◆ **THE TASK**: Search the records for the word "with" and report each line that has it.

--- DATA LISTING ---

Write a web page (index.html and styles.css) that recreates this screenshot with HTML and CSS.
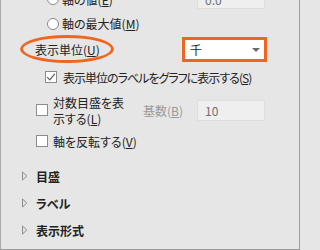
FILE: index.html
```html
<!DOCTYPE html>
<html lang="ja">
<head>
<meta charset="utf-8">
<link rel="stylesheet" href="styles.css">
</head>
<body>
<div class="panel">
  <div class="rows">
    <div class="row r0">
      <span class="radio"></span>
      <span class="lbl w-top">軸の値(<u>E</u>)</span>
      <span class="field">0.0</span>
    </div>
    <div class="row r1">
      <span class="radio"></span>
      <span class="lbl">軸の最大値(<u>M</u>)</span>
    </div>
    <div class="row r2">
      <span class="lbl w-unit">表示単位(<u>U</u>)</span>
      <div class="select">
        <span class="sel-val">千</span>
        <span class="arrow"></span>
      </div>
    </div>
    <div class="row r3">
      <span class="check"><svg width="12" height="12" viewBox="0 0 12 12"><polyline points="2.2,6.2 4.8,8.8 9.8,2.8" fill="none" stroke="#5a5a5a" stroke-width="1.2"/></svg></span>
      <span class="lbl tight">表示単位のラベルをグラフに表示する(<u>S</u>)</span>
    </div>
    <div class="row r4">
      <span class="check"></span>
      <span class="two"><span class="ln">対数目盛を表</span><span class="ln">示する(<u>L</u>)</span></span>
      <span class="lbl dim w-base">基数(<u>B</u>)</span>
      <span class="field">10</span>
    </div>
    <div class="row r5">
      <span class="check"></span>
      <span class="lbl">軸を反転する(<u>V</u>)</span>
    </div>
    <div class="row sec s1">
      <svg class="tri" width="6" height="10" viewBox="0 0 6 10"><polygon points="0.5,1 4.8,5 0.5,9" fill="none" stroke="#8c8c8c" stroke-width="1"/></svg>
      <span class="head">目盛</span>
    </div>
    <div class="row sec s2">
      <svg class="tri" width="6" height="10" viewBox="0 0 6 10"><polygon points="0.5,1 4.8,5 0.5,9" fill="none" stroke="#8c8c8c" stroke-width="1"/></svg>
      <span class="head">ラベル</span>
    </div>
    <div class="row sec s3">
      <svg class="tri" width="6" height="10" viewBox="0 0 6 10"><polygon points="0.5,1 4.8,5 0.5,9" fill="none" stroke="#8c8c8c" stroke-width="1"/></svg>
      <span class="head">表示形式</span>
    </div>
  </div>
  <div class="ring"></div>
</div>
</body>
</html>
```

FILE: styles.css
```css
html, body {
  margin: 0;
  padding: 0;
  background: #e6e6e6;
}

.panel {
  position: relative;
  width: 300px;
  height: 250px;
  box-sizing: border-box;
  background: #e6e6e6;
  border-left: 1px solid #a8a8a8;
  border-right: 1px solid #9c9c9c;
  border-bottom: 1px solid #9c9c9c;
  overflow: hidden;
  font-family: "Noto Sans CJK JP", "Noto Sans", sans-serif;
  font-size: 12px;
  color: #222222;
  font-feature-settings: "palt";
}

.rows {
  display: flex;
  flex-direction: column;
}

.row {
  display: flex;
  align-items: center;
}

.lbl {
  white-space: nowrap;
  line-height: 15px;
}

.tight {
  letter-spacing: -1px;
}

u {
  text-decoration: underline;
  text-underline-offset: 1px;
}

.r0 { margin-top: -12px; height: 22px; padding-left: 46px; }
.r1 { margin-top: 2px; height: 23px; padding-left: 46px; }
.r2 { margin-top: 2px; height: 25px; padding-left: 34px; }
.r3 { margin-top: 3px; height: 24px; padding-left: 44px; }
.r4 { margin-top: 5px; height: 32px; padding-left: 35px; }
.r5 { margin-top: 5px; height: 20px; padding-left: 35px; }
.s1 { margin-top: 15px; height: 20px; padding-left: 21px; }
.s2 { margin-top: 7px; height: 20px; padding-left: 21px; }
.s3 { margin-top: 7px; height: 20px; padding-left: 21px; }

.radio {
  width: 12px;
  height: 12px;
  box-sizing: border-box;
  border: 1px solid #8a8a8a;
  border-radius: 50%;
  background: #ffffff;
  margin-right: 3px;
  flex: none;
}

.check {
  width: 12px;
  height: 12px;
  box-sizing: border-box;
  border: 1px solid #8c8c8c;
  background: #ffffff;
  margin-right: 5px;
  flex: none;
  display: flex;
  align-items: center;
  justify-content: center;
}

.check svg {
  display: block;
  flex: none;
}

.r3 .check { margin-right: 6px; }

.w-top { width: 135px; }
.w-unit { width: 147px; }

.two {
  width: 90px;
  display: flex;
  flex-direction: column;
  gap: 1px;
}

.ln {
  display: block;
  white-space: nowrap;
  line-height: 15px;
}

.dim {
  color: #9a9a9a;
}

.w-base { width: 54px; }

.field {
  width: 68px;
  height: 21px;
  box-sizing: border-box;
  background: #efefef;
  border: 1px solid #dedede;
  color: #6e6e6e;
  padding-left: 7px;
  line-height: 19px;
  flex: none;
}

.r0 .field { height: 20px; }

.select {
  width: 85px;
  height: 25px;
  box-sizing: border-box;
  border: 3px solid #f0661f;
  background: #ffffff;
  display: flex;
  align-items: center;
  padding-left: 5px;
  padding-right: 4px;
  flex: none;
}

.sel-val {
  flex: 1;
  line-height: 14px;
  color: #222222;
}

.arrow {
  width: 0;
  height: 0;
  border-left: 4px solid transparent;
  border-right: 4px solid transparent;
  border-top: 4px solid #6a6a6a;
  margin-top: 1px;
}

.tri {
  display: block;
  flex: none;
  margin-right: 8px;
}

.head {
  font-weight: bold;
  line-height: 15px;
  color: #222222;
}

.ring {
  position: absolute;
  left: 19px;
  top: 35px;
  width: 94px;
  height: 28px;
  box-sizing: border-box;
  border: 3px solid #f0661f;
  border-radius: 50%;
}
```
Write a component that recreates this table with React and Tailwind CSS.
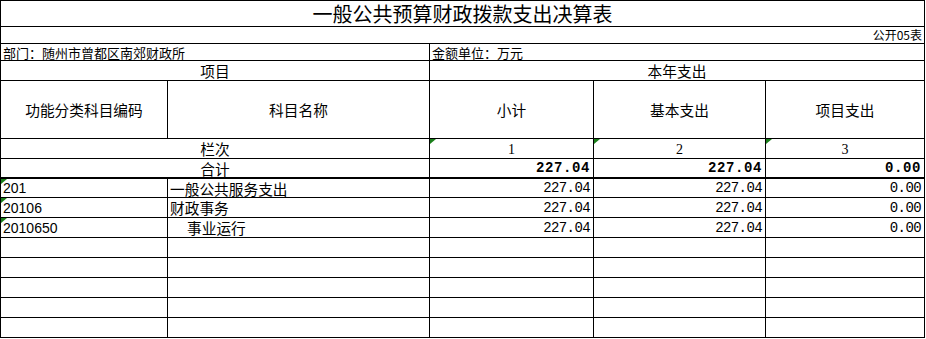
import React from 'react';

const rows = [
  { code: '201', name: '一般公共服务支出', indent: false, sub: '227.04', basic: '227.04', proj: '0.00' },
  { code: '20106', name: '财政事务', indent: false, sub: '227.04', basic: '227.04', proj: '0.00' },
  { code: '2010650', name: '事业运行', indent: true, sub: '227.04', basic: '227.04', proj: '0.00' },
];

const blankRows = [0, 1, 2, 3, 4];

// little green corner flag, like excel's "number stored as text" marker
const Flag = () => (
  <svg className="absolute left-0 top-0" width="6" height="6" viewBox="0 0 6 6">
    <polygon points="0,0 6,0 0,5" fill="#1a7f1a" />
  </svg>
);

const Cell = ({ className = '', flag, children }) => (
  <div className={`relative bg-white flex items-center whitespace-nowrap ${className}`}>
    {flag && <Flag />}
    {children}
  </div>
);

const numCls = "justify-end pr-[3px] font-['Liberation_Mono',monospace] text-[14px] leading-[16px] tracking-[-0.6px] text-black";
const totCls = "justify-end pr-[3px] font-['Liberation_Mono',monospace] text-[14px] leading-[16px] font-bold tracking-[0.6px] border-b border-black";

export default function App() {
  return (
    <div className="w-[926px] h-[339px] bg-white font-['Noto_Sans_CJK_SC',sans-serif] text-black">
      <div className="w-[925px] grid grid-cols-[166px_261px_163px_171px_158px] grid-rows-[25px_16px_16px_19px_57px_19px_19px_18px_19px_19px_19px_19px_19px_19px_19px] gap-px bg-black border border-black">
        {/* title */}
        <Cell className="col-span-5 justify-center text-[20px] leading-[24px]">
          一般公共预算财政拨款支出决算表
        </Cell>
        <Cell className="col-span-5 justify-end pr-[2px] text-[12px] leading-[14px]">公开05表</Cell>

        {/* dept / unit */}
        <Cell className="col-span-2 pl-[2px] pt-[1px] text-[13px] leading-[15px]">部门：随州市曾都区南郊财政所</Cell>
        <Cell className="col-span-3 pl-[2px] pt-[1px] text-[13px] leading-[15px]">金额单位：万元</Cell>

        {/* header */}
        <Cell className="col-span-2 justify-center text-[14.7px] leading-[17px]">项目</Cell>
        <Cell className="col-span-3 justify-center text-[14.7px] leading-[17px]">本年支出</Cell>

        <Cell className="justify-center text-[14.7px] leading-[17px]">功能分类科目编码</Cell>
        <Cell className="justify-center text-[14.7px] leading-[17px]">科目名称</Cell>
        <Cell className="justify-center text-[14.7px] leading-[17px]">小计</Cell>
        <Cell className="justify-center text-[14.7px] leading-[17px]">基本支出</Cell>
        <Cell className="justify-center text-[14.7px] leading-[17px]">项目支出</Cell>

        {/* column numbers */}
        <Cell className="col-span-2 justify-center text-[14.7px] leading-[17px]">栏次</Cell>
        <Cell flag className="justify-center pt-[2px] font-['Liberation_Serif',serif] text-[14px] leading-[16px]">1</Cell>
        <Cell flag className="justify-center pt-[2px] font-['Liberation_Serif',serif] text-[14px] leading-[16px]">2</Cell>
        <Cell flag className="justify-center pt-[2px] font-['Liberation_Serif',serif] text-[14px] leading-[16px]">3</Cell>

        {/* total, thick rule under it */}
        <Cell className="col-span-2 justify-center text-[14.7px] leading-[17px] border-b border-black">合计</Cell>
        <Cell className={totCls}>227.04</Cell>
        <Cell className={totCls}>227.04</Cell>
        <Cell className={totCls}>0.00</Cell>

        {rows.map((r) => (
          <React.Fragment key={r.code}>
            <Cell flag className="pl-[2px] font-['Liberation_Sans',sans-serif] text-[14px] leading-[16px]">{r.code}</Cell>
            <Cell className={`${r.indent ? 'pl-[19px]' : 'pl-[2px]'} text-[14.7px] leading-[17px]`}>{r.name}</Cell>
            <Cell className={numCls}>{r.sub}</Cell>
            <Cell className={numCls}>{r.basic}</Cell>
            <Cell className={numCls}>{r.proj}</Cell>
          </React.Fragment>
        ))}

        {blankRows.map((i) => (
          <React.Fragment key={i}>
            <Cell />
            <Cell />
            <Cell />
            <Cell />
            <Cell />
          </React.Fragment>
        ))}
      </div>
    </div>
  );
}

---
--- DATA LISTING ---

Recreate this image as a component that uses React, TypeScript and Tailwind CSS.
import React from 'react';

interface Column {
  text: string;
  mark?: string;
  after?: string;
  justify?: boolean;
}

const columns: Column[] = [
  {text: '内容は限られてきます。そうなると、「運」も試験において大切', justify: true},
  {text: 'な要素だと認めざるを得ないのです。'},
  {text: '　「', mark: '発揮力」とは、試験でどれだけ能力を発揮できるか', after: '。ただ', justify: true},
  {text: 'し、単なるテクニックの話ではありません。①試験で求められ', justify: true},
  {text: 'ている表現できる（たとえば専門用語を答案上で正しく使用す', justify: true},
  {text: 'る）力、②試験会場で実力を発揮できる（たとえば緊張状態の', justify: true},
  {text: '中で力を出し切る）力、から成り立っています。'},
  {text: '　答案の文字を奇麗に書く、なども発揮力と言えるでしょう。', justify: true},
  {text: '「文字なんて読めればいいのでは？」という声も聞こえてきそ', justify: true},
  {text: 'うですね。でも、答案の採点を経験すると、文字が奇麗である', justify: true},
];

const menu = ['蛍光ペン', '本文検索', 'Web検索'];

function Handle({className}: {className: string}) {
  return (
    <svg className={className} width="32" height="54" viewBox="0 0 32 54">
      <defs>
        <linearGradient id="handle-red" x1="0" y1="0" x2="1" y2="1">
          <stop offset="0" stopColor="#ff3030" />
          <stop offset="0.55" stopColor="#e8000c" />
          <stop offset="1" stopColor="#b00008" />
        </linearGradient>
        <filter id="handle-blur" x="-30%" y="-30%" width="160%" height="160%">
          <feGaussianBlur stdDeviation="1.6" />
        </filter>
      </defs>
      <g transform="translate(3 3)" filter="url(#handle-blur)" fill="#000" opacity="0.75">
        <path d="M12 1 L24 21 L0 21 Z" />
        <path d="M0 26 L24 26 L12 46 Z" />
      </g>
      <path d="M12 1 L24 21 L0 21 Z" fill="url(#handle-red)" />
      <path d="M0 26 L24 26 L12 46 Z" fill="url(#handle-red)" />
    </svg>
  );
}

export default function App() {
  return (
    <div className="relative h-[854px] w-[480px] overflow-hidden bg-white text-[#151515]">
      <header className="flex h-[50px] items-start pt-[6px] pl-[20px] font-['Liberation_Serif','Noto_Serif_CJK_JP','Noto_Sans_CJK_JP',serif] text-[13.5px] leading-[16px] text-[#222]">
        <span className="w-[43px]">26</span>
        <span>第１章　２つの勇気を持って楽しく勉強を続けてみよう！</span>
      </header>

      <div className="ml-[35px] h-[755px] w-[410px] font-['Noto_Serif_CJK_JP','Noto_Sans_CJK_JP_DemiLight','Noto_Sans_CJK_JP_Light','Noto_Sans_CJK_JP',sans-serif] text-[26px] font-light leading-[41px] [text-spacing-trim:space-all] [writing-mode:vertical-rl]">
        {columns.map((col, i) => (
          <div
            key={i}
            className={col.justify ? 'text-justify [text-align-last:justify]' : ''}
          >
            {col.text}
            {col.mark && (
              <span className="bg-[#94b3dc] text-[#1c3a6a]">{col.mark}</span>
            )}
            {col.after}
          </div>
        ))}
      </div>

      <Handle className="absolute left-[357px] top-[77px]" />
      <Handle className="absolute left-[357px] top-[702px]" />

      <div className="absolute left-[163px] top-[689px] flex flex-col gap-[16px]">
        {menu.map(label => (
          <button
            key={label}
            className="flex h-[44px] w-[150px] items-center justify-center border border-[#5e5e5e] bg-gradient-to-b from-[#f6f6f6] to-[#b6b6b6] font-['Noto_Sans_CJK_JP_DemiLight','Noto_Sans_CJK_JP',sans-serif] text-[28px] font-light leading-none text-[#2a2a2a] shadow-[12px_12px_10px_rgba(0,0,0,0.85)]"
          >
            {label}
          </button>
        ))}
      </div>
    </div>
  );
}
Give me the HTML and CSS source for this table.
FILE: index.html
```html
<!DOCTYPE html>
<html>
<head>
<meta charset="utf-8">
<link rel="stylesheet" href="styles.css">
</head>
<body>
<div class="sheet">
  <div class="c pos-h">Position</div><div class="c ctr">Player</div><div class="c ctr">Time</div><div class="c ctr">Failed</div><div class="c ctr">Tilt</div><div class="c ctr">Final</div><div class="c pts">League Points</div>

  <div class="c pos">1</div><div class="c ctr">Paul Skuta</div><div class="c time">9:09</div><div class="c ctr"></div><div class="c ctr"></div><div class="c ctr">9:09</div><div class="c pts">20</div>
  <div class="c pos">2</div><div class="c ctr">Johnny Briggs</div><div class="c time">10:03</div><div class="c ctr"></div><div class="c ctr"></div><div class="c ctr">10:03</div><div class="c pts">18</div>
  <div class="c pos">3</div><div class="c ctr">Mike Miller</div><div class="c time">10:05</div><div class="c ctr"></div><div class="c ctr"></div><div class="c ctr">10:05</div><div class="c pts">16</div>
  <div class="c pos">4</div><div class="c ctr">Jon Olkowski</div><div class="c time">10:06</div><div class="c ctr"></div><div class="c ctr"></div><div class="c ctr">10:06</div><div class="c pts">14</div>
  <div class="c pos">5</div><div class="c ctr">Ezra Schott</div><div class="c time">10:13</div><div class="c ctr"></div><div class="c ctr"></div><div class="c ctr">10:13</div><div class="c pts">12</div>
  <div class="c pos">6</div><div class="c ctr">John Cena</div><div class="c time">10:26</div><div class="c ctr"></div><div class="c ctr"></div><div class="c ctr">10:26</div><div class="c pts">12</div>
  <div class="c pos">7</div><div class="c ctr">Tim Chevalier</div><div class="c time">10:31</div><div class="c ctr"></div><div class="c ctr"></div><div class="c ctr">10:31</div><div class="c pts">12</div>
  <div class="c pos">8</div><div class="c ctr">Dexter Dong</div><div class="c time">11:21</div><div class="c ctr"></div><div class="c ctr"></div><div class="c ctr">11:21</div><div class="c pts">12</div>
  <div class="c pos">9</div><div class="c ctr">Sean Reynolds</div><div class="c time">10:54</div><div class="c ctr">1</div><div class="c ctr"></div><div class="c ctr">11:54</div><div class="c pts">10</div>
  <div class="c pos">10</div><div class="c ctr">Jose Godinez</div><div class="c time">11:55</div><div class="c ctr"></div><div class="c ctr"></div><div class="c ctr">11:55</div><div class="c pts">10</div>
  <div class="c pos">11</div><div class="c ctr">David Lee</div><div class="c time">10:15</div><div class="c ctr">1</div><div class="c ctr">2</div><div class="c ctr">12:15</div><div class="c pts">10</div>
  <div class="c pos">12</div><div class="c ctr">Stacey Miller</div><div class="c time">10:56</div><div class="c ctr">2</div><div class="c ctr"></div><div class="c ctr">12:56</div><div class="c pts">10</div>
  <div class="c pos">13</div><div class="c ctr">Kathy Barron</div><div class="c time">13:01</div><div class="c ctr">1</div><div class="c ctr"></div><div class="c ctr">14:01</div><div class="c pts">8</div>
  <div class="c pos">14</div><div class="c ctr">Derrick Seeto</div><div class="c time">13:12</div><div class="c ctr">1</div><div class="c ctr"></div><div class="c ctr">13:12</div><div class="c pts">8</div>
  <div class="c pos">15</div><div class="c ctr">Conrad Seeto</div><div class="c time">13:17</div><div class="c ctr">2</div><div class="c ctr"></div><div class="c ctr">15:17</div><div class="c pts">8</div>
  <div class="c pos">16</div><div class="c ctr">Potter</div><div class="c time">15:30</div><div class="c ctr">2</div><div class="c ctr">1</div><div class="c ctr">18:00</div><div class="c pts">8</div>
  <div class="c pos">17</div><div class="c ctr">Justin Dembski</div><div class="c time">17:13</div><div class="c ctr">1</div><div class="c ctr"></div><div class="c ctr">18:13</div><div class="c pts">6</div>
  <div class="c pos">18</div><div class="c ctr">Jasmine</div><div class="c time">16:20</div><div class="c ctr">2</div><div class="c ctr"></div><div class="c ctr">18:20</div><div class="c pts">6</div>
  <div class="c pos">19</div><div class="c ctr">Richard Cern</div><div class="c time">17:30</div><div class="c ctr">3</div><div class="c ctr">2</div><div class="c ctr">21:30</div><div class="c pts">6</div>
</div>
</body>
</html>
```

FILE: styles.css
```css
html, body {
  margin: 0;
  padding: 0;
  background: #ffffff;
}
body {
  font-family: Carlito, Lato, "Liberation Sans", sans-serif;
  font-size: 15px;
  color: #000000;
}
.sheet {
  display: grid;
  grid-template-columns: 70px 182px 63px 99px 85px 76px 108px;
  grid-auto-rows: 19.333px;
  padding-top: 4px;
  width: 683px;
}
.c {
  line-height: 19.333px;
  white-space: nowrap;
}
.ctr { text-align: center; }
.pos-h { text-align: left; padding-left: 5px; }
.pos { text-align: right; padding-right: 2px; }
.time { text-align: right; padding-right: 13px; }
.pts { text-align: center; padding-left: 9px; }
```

---
--- DATA LISTING ---

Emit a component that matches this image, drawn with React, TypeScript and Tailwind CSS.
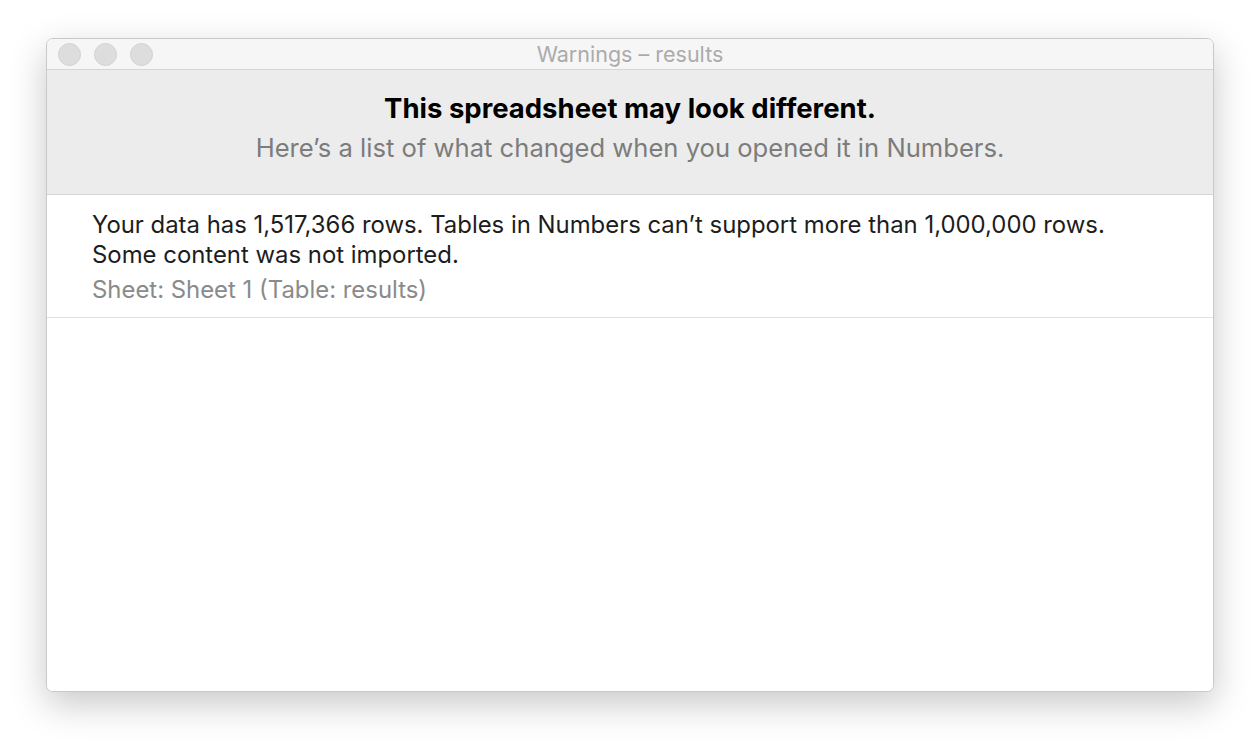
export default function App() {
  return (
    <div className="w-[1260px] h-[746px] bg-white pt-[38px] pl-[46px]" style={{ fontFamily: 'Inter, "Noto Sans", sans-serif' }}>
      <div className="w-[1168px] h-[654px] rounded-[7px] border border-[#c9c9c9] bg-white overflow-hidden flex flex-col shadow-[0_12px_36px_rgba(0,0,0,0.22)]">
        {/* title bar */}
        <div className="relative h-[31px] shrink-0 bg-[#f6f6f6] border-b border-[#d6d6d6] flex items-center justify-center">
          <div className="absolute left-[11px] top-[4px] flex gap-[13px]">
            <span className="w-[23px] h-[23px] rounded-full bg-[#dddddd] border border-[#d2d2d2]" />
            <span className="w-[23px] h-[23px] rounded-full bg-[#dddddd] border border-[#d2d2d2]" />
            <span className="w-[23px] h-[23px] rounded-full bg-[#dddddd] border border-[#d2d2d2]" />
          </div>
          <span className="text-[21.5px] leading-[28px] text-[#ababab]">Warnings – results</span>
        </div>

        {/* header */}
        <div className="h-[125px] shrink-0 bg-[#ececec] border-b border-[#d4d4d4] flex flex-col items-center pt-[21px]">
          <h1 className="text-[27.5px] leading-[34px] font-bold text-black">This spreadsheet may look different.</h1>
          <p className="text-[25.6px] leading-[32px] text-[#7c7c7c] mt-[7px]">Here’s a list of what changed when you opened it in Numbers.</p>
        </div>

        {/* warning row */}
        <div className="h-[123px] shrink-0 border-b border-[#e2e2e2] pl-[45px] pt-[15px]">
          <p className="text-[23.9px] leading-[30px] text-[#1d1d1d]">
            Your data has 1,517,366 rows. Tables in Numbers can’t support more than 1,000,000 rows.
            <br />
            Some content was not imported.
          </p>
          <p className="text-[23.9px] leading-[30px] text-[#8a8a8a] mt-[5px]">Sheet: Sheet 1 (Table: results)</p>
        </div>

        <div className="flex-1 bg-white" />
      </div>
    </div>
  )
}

---

◆ **ANSWER TO THE TASK**:
Write a web page (index.html and styles.css) that recreates this screenshot with HTML and CSS.
Write a component that recreates this table with React and Tailwind CSS.
Emit a component that matches this image, drawn with React, TypeScript and Tailwind CSS.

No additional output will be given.